The President-Elect position provides the incoming AOTA President with a year to prepare to take on the role. I think it is important to note that current AOTA President Ginny Stoffel will continue serving as the President through June of 2016 and the AOTA President-Elect will work closely with her to ensure a seamless transition for the Association. The AOTA President-Elect will deliver their inaugural presidential address at AOTA’s annual conference in Chicago in April 2016; however will not officially take the role of President until July of 2016.

I anticipate the President-Elect’s year will be immersed in the visioning process for beyond 2017, supporting the AOTA President, and supporting the incoming AOTA Vice President. As AOTA Vice President, a part of my role includes being responsible for overseeing the strategic planning of the AOTA Board of Directors and serving as chair of the Centennial Commission which is a group of leaders across the association who focus their work to the Centennial Vision and the annual priorities set by the Board. I regularly track and report our progress to the Centennial Vision. This background will be very beneficial in my role as President-Elect and ultimately as President.

In addition, I would expect to continue working on initiatives that I am currently engaged in such as the OT distinct value priority and promoting the role of occupational therapy in primary care.

What are two specific goals you would like to achieve through your office in the upcoming year?

  1. Support an inclusive visioning process among AOTA members to develop a clear roadmap for the profession beyond 2017.
  2. Promote the use of the OT distinct value statement and materials being developed to further move the profession down the path of being a powerful and widely recognized profession.

In what area is it most critical for the AOTA to achieve growth over the next 5 years?

Of critical importance is being able to define, articulate, demonstrate and document the distinct value of occupational therapy. This has been a part of our professional dialogue for over fifty years and as we approach our 100th year it is time we step forward to the challenge. This will serve as a mechanism to ensure the vitality of the occupational therapy profession and access for recipients that can benefit from our services.

Additionally, we must maintain our focus on issues that are important to the future of occupational therapy practice such as: expanding advocacy and influence and being present at policymaking tables, growing membership in state and national professional associations, and development of positions in primary care to meet the needs of the shifting health care system.

As we look at the dynamic systems in which we practice, it is important for the profession to have an open dialogue about our preparation of the next generation of practitioners and identify methods to develop well-equipped system thinkers that meet the occupational needs of individuals and society.

Finally, I believe that we must empower occupational therapy practitioners to use their clinical judgment and expertise to demonstrate how occupational therapy enhances quality, improves efficiency and serves as a cost effective solution that will meet the needs identified by both healthcare and education systems.

What is one thing that you want voters to know about you?

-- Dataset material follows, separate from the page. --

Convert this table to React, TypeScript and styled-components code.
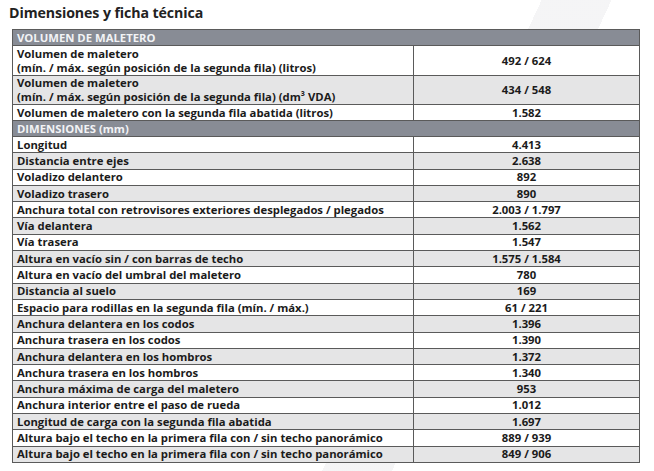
import React from "react";
import styled, { createGlobalStyle } from "styled-components";

const Global = createGlobalStyle`
  html, body { margin: 0; padding: 0; background: #ffffff; }
  body { font-family: "Open Sans", "Liberation Sans", sans-serif; color: #1b1b1b; }
`;

const Page = styled.div`
  width: 654px;
  height: 471px;
  box-sizing: border-box;
  padding: 4px 15px 0 12px;
  overflow: hidden;
  background:
    linear-gradient(115deg, transparent 0 62%, rgba(238,238,240,0.6) 62% 70%, transparent 70% 100%),
    #ffffff;
`;

const Title = styled.h1`
  margin: 0 0 7px -3px;
  font-size: 14.2px;
  line-height: 18px;
  font-weight: 700;
  letter-spacing: -0.1px;
  color: #222;
`;

const Table = styled.table`
  width: 627px;
  border-collapse: collapse;
  table-layout: fixed;
  font-size: 11.3px;
  font-weight: 700;
`;

const HeadCell = styled.th`
  background: #888c95;
  color: #f2f3f5;
  text-align: left;
  font-weight: 700;
  padding: 0 4px;
  height: 15px;
  line-height: 14px;
  border: 1px solid #5a5a5a;
`;

const Row = styled.tr<{ $shade: boolean }>`
  background: ${(p) => (p.$shade ? "#e5e5e6" : "#ffffff")};
`;

const Label = styled.td<{ $h: number }>`
  padding: 0 4px;
  height: ${(p) => p.$h}px;
  line-height: 14px;
  border: 1px solid #5a5a5a;
  white-space: nowrap;
  overflow: hidden;
`;

const Value = styled.td<{ $h: number }>`
  padding: 0 4px;
  height: ${(p) => p.$h}px;
  line-height: 14px;
  border: 1px solid #5a5a5a;
  text-align: center;
`;

type R = { label: React.ReactNode; value: string; h?: number };

const volumen: R[] = [
  {
    label: (
      <>
        Volumen de maletero
        <br />
        (mín. / máx. según posición de la segunda fila) (litros)
      </>
    ),
    value: "492 / 624",
    h: 29,
  },
  {
    label: (
      <>
        Volumen de maletero
        <br />
        (mín. / máx. según posición de la segunda fila) (dm³ VDA)
      </>
    ),
    value: "434 / 548",
    h: 28,
  },
  { label: "Volumen de maletero con la segunda fila abatida (litros)", value: "1.582", h: 15 },
];

const dims: R[] = [
  { label: "Longitud", value: "4.413" },
  { label: "Distancia entre ejes", value: "2.638" },
  { label: "Voladizo delantero", value: "892" },
  { label: "Voladizo trasero", value: "890" },
  { label: "Anchura total con retrovisores exteriores desplegados / plegados", value: "2.003 / 1.797" },
  { label: "Vía delantera", value: "1.562" },
  { label: "Vía trasera", value: "1.547" },
  { label: "Altura en vacío sin / con barras de techo", value: "1.575 / 1.584" },
  { label: "Altura en vacío del umbral del maletero", value: "780" },
  { label: "Distancia al suelo", value: "169" },
  { label: "Espacio para rodillas en la segunda fila (mín. / máx.)", value: "61 / 221" },
  { label: "Anchura delantera en los codos", value: "1.396" },
  { label: "Anchura trasera en los codos", value: "1.390" },
  { label: "Anchura delantera en los hombros", value: "1.372" },
  { label: "Anchura trasera en los hombros", value: "1.340" },
  { label: "Anchura máxima de carga del maletero", value: "953" },
  { label: "Anchura interior entre el paso de rueda", value: "1.012" },
  { label: "Longitud de carga con la segunda fila abatida", value: "1.697" },
  { label: "Altura bajo el techo en la primera fila con / sin techo panorámico", value: "889 / 939" },
  { label: "Altura bajo el techo en la primera fila con / sin techo panorámico", value: "849 / 906" },
];

const Section = ({ title, rows }: { title: string; rows: R[] }) => (
  <>
    <tr>
      <HeadCell colSpan={2}>{title}</HeadCell>
    </tr>
    {rows.map((r, i) => (
      <Row key={i} $shade={i % 2 === 1}>
        <Label $h={r.h ?? 15.3}>{r.label}</Label>
        <Value $h={r.h ?? 15.3}>{r.value}</Value>
      </Row>
    ))}
  </>
);

export default function App() {
  return (
    <Page>
      <Global />
      <Title>Dimensiones y ficha técnica</Title>
      <Table>
        <colgroup>
          <col style={{ width: 401 }} />
          <col style={{ width: 226 }} />
        </colgroup>
        <tbody>
          <Section title="VOLUMEN DE MALETERO" rows={volumen} />
          <Section title="DIMENSIONES (mm)" rows={dims} />
        </tbody>
      </Table>
    </Page>
  );
}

Deciding to run for AOTA President was a very reflective process for me. I included my family in this process from the very beginning. My husband and our children (13 and 11) are aware of the professional satisfaction I find in the work I do for AOTA and they are also very aware of the amount of time this work takes. I do not miss much on the home front and you will often find my family traveling with me as they are able. I am grateful that my family supported and encouraged me to run for AOTA President. If they had not, my name would not be on the ballot.